Items listed in a dataset
=======

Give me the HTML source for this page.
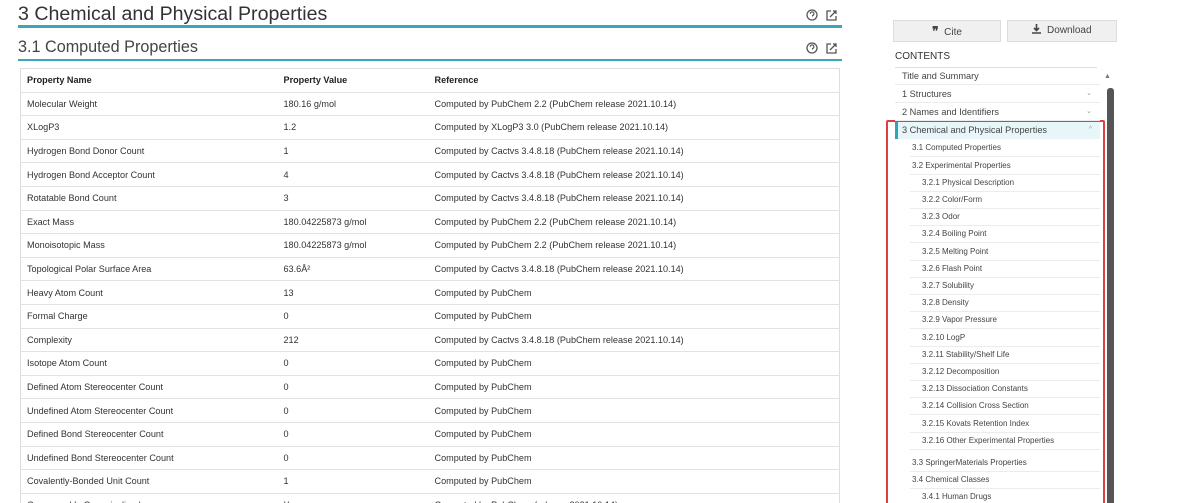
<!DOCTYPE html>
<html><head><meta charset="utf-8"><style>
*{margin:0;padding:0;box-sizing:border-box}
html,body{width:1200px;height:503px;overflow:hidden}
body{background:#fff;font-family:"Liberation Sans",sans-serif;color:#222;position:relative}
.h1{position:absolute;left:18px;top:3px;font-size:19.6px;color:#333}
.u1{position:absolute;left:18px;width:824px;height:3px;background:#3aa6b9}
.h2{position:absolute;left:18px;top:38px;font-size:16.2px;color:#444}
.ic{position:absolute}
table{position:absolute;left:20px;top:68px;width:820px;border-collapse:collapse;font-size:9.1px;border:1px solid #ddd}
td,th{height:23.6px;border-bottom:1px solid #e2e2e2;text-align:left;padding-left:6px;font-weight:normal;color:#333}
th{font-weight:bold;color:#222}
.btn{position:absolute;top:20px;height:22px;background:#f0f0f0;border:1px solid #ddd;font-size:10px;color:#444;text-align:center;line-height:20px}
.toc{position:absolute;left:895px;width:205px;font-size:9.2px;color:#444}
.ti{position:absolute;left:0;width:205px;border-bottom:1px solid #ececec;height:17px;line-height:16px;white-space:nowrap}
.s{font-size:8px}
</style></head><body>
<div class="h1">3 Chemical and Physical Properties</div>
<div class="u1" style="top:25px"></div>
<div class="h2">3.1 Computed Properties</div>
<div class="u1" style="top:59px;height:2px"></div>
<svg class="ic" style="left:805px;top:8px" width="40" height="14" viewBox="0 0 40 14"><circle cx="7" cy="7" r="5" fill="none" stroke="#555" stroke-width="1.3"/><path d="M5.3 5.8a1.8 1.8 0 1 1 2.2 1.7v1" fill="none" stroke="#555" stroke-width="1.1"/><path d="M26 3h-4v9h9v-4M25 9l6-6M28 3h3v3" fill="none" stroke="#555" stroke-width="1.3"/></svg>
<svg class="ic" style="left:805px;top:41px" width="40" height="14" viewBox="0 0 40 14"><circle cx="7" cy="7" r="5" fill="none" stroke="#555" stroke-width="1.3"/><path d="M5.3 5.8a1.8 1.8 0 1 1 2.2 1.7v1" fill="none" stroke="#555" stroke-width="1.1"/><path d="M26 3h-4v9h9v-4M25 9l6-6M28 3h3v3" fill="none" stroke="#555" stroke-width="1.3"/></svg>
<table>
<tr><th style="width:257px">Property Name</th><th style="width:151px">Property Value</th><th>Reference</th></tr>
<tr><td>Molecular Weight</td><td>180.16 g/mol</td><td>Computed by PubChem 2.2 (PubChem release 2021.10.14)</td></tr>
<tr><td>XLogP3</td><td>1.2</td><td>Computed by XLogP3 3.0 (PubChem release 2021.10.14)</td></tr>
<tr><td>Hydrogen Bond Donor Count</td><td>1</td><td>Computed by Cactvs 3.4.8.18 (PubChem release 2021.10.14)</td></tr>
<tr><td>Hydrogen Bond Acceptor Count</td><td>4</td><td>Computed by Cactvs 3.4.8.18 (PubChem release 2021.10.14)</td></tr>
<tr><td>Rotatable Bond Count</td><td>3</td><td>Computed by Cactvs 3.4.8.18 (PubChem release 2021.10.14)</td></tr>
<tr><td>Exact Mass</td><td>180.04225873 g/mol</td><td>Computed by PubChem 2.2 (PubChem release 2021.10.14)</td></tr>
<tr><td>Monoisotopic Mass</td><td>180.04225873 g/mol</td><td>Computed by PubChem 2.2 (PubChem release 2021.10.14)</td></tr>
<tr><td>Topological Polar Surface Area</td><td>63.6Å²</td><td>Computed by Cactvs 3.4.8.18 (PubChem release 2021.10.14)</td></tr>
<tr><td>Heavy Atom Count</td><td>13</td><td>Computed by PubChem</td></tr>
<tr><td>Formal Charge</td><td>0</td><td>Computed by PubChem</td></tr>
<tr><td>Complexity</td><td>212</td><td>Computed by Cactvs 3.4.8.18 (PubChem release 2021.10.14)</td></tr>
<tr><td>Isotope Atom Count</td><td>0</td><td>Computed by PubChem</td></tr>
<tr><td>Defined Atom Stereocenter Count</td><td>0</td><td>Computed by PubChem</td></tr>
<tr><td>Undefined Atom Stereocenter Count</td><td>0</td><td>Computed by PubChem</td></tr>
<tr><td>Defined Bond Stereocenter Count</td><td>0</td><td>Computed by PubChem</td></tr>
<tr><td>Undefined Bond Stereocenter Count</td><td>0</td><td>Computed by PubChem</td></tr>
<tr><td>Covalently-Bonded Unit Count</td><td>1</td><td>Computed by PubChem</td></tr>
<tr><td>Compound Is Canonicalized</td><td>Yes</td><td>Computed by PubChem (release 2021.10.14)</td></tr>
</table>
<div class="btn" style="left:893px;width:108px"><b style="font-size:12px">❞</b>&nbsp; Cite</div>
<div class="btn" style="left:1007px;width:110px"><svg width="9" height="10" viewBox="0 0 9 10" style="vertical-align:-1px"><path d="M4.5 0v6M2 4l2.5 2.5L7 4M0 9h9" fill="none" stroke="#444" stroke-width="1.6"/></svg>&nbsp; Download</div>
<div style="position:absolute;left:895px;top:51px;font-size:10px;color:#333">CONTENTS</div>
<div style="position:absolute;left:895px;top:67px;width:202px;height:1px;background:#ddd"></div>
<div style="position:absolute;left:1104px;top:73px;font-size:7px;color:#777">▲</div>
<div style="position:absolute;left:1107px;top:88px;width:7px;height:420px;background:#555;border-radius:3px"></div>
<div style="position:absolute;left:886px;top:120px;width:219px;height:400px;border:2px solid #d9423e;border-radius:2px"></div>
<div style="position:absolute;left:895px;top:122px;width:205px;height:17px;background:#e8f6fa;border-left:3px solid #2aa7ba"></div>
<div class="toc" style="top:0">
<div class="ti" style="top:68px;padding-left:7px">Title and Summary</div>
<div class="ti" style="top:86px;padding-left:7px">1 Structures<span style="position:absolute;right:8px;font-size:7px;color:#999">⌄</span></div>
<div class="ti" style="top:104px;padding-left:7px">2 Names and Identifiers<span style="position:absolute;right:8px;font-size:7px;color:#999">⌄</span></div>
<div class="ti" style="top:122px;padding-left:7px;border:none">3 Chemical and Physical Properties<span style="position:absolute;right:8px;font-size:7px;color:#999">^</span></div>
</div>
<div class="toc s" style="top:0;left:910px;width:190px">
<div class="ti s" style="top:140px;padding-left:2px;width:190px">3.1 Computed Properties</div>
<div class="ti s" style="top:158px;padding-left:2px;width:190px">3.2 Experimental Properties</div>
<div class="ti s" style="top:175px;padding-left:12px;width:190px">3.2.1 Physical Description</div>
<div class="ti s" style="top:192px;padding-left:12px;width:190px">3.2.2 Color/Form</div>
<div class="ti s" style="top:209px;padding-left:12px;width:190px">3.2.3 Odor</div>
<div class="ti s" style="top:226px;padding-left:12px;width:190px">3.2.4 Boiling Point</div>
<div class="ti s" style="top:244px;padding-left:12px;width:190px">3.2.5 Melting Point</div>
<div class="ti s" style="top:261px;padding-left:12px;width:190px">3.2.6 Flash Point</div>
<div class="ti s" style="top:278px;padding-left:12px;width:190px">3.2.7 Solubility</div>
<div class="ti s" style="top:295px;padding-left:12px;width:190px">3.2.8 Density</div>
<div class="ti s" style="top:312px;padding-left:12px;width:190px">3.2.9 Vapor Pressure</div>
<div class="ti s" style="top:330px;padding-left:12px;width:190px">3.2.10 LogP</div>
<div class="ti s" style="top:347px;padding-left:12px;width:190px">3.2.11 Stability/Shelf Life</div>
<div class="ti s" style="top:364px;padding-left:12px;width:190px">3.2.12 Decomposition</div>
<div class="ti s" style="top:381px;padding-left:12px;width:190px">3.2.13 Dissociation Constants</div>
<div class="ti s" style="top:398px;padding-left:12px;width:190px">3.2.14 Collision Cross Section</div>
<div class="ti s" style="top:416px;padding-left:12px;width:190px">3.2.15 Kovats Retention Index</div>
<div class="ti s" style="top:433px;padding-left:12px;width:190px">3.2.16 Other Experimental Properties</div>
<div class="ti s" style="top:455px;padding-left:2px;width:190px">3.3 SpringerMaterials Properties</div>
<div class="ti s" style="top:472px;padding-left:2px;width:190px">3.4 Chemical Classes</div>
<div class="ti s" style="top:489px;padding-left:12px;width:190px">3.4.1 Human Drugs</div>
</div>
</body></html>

=======

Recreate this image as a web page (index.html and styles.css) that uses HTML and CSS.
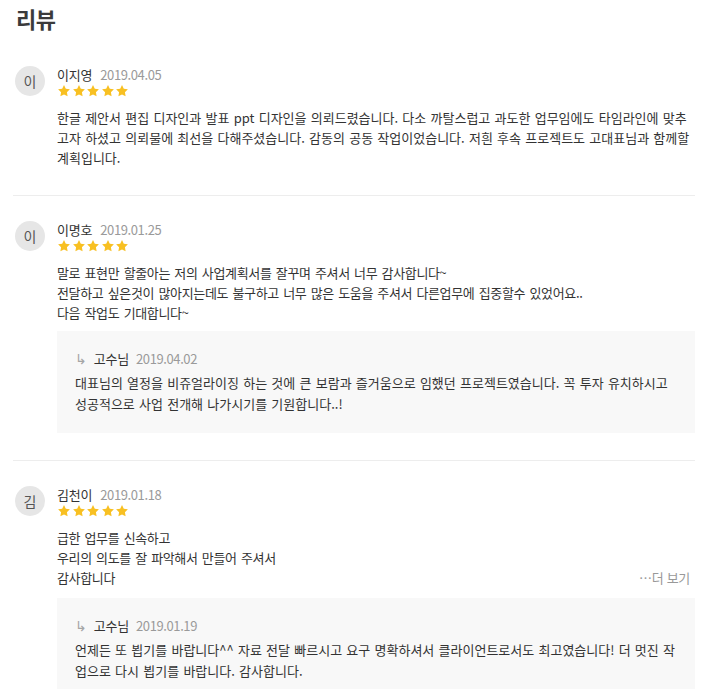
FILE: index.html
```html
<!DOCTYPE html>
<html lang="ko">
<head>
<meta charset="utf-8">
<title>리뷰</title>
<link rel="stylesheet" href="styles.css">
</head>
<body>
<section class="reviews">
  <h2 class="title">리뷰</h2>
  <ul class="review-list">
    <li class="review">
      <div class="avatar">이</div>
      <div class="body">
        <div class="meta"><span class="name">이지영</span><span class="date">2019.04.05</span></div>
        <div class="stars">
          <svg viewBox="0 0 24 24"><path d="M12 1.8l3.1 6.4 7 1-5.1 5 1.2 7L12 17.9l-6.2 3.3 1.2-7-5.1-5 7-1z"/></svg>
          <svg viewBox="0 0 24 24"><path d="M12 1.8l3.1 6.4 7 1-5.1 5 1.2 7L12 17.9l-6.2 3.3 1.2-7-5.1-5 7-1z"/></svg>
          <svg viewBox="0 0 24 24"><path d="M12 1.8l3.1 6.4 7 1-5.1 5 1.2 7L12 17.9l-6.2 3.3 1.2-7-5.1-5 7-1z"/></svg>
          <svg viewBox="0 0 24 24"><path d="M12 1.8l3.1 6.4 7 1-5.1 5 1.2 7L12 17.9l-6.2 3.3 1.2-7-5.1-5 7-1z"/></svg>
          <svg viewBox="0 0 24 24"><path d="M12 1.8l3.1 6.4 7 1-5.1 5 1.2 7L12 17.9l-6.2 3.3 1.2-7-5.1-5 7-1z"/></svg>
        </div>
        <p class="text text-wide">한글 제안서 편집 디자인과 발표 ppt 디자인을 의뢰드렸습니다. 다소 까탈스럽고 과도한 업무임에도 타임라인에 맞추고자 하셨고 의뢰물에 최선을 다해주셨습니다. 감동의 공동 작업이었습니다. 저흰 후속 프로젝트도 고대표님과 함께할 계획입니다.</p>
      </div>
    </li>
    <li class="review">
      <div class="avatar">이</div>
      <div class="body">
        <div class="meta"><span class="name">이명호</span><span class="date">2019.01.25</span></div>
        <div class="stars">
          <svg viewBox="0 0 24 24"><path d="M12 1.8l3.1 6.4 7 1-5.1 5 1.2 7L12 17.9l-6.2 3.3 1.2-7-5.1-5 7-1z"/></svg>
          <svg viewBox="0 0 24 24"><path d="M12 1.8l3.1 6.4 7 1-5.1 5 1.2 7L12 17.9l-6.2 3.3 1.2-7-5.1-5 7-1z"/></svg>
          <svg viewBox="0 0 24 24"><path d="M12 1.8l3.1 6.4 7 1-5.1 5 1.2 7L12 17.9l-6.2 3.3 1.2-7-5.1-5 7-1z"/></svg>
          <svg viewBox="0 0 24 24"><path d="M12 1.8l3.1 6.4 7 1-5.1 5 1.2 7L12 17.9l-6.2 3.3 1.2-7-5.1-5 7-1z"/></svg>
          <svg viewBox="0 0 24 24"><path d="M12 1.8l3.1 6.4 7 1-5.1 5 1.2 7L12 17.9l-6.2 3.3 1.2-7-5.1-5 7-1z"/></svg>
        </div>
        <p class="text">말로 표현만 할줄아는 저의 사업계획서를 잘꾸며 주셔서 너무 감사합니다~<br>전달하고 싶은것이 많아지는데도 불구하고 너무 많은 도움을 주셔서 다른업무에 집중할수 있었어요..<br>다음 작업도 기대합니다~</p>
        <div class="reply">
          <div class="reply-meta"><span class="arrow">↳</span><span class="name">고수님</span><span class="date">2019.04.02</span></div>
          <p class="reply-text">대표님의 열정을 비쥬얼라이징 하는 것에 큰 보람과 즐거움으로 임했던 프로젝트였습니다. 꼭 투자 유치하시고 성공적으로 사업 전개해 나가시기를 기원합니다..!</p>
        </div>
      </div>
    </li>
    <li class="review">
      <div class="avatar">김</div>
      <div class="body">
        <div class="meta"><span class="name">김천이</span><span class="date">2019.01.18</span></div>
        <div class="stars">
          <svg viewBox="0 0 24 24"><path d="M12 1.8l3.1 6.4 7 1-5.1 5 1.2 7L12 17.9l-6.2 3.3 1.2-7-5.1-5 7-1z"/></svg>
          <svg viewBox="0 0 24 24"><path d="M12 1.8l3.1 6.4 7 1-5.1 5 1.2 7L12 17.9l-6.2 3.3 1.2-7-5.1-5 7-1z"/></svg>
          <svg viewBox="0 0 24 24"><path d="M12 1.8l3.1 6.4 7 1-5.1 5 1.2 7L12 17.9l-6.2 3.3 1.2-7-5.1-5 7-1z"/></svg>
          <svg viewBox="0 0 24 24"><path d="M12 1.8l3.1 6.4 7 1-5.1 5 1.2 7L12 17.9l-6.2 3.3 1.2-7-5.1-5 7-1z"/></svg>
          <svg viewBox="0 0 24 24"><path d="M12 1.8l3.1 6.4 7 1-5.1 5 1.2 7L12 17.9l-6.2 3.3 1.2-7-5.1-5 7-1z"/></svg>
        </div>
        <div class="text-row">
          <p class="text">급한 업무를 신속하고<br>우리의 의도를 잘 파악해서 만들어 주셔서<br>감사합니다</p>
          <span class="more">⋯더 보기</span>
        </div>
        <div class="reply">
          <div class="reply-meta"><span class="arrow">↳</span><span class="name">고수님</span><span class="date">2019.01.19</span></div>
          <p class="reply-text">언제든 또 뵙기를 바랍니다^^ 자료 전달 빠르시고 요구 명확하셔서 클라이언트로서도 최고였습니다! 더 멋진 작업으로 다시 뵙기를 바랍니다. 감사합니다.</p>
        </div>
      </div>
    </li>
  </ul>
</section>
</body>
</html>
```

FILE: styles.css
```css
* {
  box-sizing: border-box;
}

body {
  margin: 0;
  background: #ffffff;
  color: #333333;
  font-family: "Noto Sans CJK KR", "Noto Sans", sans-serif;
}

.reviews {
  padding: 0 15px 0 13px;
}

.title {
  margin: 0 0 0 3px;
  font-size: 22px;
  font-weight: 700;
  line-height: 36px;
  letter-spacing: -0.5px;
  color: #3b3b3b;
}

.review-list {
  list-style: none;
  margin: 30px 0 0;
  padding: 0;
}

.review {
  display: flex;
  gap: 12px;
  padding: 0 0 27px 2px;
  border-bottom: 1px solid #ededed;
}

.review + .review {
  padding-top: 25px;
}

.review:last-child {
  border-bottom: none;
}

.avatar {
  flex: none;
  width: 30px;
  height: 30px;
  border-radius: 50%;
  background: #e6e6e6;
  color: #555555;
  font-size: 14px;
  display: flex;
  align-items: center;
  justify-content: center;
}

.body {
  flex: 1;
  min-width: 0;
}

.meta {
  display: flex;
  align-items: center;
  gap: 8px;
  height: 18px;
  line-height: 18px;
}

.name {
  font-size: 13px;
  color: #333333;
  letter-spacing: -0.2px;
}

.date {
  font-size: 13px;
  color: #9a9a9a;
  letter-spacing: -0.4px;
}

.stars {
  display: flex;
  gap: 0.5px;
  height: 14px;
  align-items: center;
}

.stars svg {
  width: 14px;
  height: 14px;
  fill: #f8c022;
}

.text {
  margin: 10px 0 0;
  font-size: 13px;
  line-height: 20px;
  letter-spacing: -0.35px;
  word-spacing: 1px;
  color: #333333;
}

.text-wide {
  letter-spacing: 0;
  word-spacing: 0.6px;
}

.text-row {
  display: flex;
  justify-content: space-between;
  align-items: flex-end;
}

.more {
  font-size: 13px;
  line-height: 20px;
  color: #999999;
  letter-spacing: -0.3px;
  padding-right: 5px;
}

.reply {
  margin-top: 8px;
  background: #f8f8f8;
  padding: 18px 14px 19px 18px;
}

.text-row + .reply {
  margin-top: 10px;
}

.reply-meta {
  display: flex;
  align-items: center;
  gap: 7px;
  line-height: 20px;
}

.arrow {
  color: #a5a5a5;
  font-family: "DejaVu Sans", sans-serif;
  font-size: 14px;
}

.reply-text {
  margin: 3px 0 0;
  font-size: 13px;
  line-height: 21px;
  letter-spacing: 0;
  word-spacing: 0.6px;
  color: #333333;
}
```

=======

TASK DETAILS -> Using the data above, say how many lines include "styles". No other reply is needed.

FULL RESPONSE -> 3